## Your instructions
Write each line of the material exactly as given, from the top through the line that contains "string; w: string;", and omit all pictures.

==========

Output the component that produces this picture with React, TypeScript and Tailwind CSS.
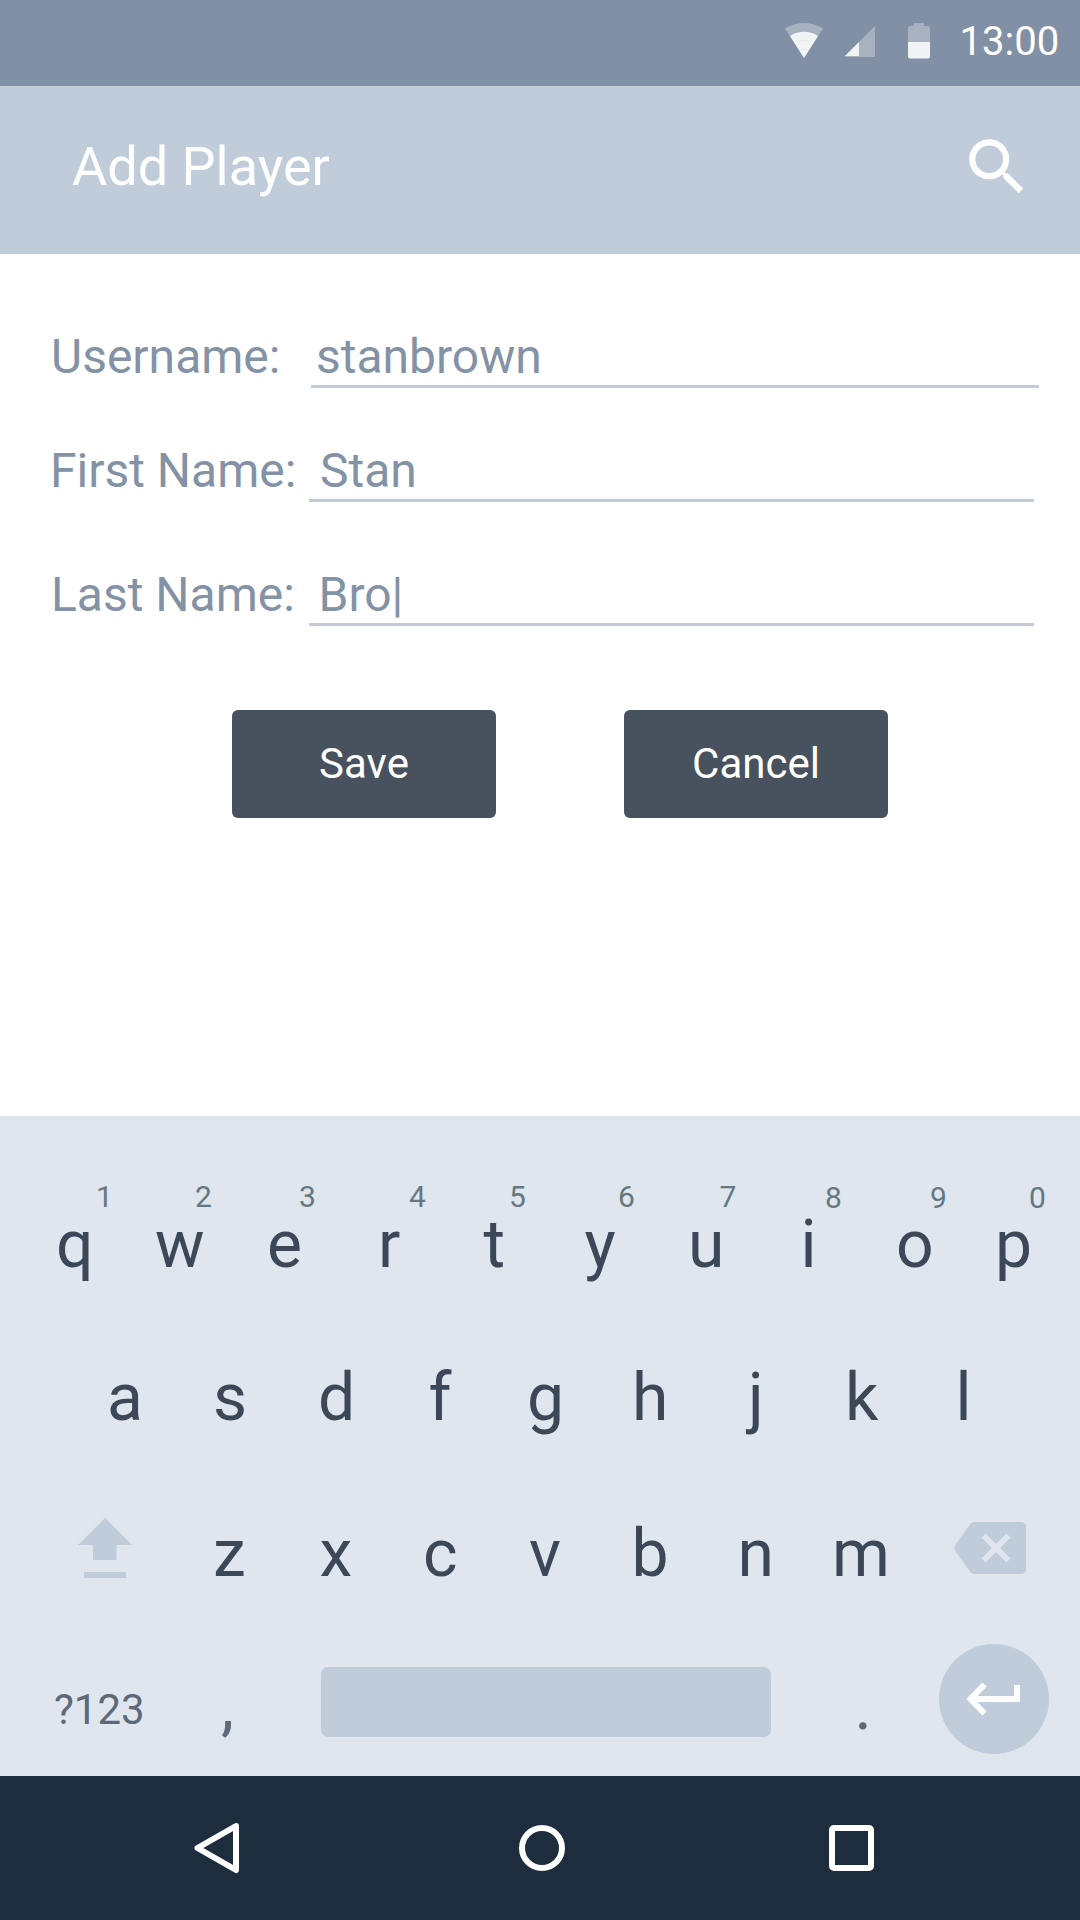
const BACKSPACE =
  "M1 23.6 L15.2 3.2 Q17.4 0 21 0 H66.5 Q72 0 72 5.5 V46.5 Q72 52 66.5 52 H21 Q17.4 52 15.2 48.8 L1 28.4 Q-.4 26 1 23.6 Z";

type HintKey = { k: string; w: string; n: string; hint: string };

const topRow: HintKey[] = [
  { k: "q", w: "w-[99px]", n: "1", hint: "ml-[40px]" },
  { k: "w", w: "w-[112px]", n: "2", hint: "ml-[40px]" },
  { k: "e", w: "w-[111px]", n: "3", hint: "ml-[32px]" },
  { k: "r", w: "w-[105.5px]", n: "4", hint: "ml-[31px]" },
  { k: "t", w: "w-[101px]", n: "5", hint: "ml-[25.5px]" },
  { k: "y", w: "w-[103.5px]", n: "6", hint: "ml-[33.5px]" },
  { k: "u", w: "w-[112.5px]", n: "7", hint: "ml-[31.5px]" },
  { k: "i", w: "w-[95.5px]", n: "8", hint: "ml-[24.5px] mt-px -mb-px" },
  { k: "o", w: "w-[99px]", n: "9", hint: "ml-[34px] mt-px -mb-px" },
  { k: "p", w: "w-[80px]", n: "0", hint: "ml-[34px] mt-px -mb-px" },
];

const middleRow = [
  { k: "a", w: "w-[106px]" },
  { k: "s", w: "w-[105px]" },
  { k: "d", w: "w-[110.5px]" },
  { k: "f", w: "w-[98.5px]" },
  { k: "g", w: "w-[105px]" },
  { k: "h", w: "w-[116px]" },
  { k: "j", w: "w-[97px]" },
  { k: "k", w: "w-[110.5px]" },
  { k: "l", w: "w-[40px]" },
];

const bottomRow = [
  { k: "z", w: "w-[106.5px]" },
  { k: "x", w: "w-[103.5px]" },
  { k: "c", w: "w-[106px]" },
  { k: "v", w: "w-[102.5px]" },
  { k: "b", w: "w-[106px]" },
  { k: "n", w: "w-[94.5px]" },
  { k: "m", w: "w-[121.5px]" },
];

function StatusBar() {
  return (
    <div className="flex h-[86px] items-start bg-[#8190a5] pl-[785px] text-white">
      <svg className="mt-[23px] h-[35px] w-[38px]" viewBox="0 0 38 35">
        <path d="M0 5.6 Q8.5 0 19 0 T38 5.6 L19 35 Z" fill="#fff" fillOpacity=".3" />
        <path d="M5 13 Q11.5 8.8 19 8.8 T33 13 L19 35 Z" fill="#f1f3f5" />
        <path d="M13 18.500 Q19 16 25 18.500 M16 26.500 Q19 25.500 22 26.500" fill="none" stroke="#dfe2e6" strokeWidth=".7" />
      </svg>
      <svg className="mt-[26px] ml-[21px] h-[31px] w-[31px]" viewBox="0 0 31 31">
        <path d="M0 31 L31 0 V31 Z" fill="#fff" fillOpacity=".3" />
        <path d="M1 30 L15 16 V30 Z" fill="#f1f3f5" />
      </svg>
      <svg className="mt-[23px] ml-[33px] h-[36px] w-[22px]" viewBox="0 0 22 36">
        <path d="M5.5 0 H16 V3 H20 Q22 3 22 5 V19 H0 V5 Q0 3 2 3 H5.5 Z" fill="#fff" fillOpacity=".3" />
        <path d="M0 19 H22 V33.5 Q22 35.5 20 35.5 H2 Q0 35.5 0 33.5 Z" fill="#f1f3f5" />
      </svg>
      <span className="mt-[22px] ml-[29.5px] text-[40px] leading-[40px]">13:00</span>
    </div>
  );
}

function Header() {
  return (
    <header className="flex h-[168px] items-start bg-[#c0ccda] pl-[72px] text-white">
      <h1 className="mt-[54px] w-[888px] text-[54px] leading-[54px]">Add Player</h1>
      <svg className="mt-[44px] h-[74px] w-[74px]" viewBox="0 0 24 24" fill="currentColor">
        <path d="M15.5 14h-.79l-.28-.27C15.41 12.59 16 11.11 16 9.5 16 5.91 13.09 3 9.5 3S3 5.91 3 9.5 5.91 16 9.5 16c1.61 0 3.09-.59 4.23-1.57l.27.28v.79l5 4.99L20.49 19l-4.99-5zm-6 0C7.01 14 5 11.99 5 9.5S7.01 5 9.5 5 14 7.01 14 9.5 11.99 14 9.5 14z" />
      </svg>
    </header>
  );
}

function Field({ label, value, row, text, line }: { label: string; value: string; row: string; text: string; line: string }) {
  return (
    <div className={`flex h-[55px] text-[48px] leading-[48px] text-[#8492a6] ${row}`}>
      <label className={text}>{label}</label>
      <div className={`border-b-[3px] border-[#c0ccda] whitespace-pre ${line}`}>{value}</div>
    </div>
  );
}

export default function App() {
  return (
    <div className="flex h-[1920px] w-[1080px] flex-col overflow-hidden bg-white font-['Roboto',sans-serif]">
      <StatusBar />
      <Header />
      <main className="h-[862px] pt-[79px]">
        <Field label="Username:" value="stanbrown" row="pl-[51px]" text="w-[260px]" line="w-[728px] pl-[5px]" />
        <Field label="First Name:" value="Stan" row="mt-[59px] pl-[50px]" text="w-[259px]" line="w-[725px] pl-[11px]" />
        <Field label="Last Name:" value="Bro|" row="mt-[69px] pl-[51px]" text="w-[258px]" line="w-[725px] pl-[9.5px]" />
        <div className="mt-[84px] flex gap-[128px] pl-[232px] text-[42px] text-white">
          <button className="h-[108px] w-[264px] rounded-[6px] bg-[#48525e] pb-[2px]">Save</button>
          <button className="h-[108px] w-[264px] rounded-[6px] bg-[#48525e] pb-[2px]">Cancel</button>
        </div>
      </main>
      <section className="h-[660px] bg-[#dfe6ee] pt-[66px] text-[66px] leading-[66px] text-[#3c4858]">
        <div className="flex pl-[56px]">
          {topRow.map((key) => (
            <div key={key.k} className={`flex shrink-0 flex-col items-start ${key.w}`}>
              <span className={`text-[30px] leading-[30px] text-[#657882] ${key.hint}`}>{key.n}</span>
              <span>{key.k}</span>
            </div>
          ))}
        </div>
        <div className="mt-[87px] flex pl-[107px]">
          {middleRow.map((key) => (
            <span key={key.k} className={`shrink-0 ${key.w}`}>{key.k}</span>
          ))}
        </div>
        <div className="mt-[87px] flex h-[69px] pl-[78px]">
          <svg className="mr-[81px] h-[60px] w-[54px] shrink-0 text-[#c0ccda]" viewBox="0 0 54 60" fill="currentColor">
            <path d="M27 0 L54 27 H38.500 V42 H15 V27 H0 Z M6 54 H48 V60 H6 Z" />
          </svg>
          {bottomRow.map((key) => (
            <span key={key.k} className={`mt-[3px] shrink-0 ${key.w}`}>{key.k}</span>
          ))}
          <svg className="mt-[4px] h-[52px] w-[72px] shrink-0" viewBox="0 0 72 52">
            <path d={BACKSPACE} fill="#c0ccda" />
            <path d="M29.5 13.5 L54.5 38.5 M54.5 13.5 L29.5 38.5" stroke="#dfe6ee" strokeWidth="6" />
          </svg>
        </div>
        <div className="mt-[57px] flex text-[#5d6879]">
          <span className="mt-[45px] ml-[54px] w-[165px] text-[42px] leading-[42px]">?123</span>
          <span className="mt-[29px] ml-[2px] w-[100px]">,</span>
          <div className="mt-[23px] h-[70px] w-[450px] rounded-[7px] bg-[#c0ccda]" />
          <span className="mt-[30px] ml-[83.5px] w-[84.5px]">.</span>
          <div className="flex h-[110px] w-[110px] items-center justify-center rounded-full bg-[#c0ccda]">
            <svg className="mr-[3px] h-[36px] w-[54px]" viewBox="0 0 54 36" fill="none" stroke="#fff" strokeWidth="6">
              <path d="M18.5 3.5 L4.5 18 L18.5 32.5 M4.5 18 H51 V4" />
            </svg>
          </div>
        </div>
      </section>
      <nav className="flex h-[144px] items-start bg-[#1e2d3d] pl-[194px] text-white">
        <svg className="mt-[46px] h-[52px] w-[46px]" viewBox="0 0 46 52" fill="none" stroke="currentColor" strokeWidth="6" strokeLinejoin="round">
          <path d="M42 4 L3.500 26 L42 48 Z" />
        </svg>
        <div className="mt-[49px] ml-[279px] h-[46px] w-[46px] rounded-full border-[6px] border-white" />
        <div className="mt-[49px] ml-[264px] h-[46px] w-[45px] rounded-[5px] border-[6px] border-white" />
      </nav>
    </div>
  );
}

==========

## Result below
Output the component that produces this picture with React, TypeScript and Tailwind CSS.
const BACKSPACE =
  "M1 23.6 L15.2 3.2 Q17.4 0 21 0 H66.5 Q72 0 72 5.5 V46.5 Q72 52 66.5 52 H21 Q17.4 52 15.2 48.8 L1 28.4 Q-.4 26 1 23.6 Z";

type HintKey = { k: string; w: string; n: string; hint: string };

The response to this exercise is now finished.